Who Dat on my TV?

In a triumph of synergy, Bob Schieffer hosted NFL commissioner Roger Goodell on yesterday's Super Bowl Sunday edition of CBS' Face the Nation. Goodell's solo interview lasted about ten minutes; he was followed by a panel of CBS' NFL analysts.

Look, I love the NFL (Go Giants!). If Schieffer had contained his interview with Goodell to the amazing season the league just finished, whether he thinks Brett Favre is going to retire again (and whether it will stick this time), the NFL's next generation of stars, whether he thought the Colts made a mistake by not going for a perfect season and football immortality, and his prediction as to whether we'd see the triumphant return of the Manning Face before the day was over (answer: yes), the show would have been the perfect start to a great day of football.
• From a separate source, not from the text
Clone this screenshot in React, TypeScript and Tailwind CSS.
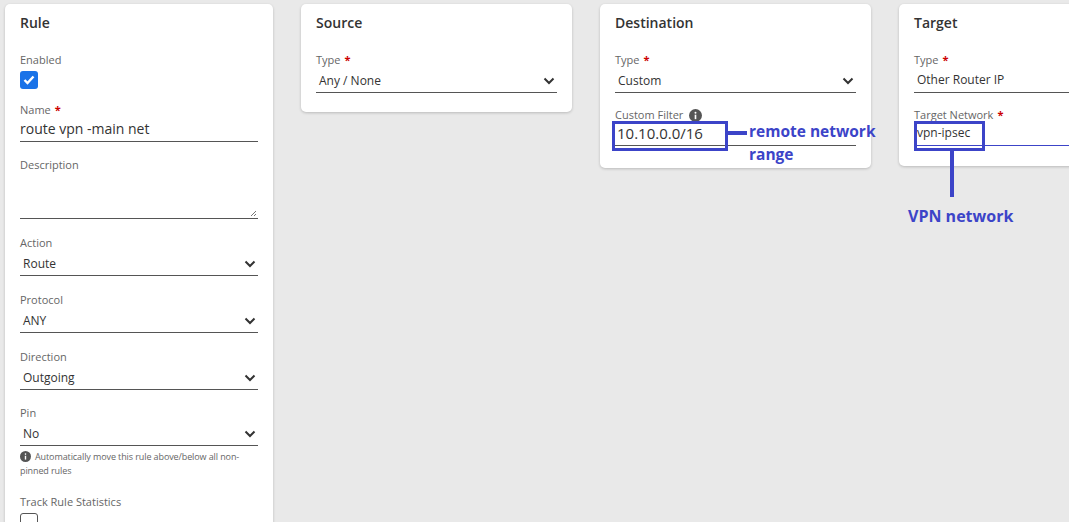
import React from "react";

const Chevron = () => (
  <svg width="12" height="8" viewBox="0 0 12 8" className="shrink-0"><path d="M1.5 1.5 L6 6 L10.5 1.5" stroke="#333" strokeWidth="2" fill="none" /></svg>
);
const Info = ({ s = 12 }: { s?: number }) => (
  <svg width={s} height={s} viewBox="0 0 16 16"><circle cx="8" cy="8" r="8" fill="#555" /><rect x="7" y="7" width="2" height="5.5" fill="#fff" /><circle cx="8" cy="4.5" r="1.2" fill="#fff" /></svg>
);
const Label = ({ t, req }: { t: string; req?: boolean }) => (
  <div className="text-[11px] text-[#666] leading-[14px]">{t}{req && <span className="text-[#c00] ml-1 font-bold">*</span>}</div>
);
const Select = ({ v }: { v: string }) => (
  <div className="flex items-center justify-between border-b border-[#555] h-[24px] pl-[3px] pr-[2px] text-[12px] text-[#333] mt-[2px]">
    <span>{v}</span><Chevron />
  </div>
);
const Card = ({ title, children, cls }: { title: string; children?: React.ReactNode; cls: string }) => (
  <div className={"bg-white rounded-[5px] shadow-[0_1px_3px_rgba(0,0,0,0.2)] px-[15px] pt-[9px] shrink-0 " + cls}>
    <div className="text-[14px] font-semibold text-[#333] leading-[20px] mb-[20px]">{title}</div>
    {children}
  </div>
);

export default function App() {
  return (
    <div className="relative w-[1069px] h-[522px] overflow-hidden bg-[#e9e9e9] flex items-start gap-[28px] pl-[5px] pt-[4px]" style={{ fontFamily: "'Open Sans', 'Noto Sans', sans-serif" }}>
      <Card title="Rule" cls="w-[268px] h-[540px]">
        <Label t="Enabled" />
        <div className="w-[18px] h-[18px] bg-[#1a73e8] rounded-[3px] mt-[4px] flex items-center justify-center">
          <svg width="12" height="10" viewBox="0 0 12 10"><path d="M1.5 5 L4.5 8 L10.5 1.5" stroke="#fff" strokeWidth="2.4" fill="none" /></svg>
        </div>
        <div className="mt-[14px]"><Label t="Name" req /></div>
        <div className="border-b border-[#555] h-[24px] text-[14px] text-[#333] leading-[22px] mt-[1px]">route vpn -main net</div>
        <div className="mt-[16px]"><Label t="Description" /></div>
        <div className="relative border-b border-[#555] h-[47px]">
          <svg className="absolute right-[1px] bottom-[1px]" width="7" height="7" viewBox="0 0 7 7"><path d="M6 1 L1 6 M6 4 L4 6" stroke="#777" /></svg>
        </div>
        <div className="mt-[17px]"><Label t="Action" /></div>
        <Select v="Route" />
        <div className="mt-[17px]"><Label t="Protocol" /></div>
        <Select v="ANY" />
        <div className="mt-[17px]"><Label t="Direction" /></div>
        <Select v="Outgoing" />
        <div className="mt-[16px]"><Label t="Pin" /></div>
        <Select v="No" />
        <div className="mt-[4px] text-[9px] text-[#666] leading-[14px] tracking-[-0.1px]"><span className="inline-block align-[-2px] mr-[4px]"><Info s={11} /></span>Automatically move this rule above/below all non-pinned rules</div>
        <div className="mt-[17px]"><Label t="Track Rule Statistics" /></div>
        <div className="w-[18px] h-[18px] border border-[#555] rounded-[3px] mt-[4px]" />
      </Card>
      <Card title="Source" cls="w-[271px] h-[108px]">
        <Label t="Type" req />
        <Select v="Any / None" />
      </Card>
      <Card title="Destination" cls="w-[271px] h-[164px]">
        <Label t="Type" req />
        <Select v="Custom" />
        <div className="mt-[15px] flex items-center gap-[6px]"><Label t="Custom Filter" /><Info s={13} /></div>
        <div className="border-b border-[#555] h-[24px] text-[15px] text-[#333] leading-[22px] pl-[2px]">10.10.0.0/16</div>
      </Card>
      <Card title="Target" cls="w-[271px] h-[162px]">
        <Label t="Type" req />
        <div className="border-b border-[#555] h-[24px] pl-[3px] text-[12px] text-[#333] mt-[2px] leading-[22px]">Other Router IP</div>
        <div className="mt-[15px]"><Label t="Target Network" req /></div>
        <div className="border-b border-[#3c44c8] h-[24px] text-[12px] text-[#333] leading-[22px] pl-[3px]">vpn-ipsec</div>
      </Card>

      <div className="absolute left-[612px] top-[121px] w-[116px] h-[30px] border-[3px] border-[#3c44c8]" />
      <div className="absolute left-[727px] top-[131px] w-[20px] h-[4px] bg-[#3c44c8]" />
      <div className="absolute left-[749px] top-[120px] text-[15.5px] font-bold text-[#3c44c8] leading-[23px]">remote network<br />range</div>
      <div className="absolute left-[914px] top-[121px] w-[71px] h-[30px] border-[3px] border-[#3c44c8]" />
      <div className="absolute left-[950px] top-[150px] w-[4px] h-[47px] bg-[#3c44c8]" />
      <div className="absolute left-[908px] top-[205px] text-[16px] font-bold text-[#3c44c8] leading-[23px]">VPN network</div>
    </div>
  );
}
But that's not what happened. Instead, Schieffer opened the interview by basically giving Goodell five minutes to spout the NFL owners' talking points about negotiations for their next contract with the NFL Players' Association:

Goodell used that time to play down the NFLPA's concern that the owners will lock them out for the 2011 season (thus making management seem more reasonable) while simultaneously suggesting that the players are receiving too high a percentage of revenues and will need to give some of that up in their next contract, because the owners need to be better recompensed for their investments in new stadiums. According to Goodell, if that happens, “everyone benefits.”

Somehow, I don't think NFLPA executive director DeMaurice Smith would agree with that. Smith might have pointed out that the owners make their own decisions about whether to build massive monuments to their egos, and should suffer if they make poor investments. He could have noted that most NFL players have short careers, high risk of life-altering injury, and can be fired virtually at-will, unlike athletes in the other major American sports.

But Schieffer didn't give equal time to labor and management, he just let management give its side unanswered.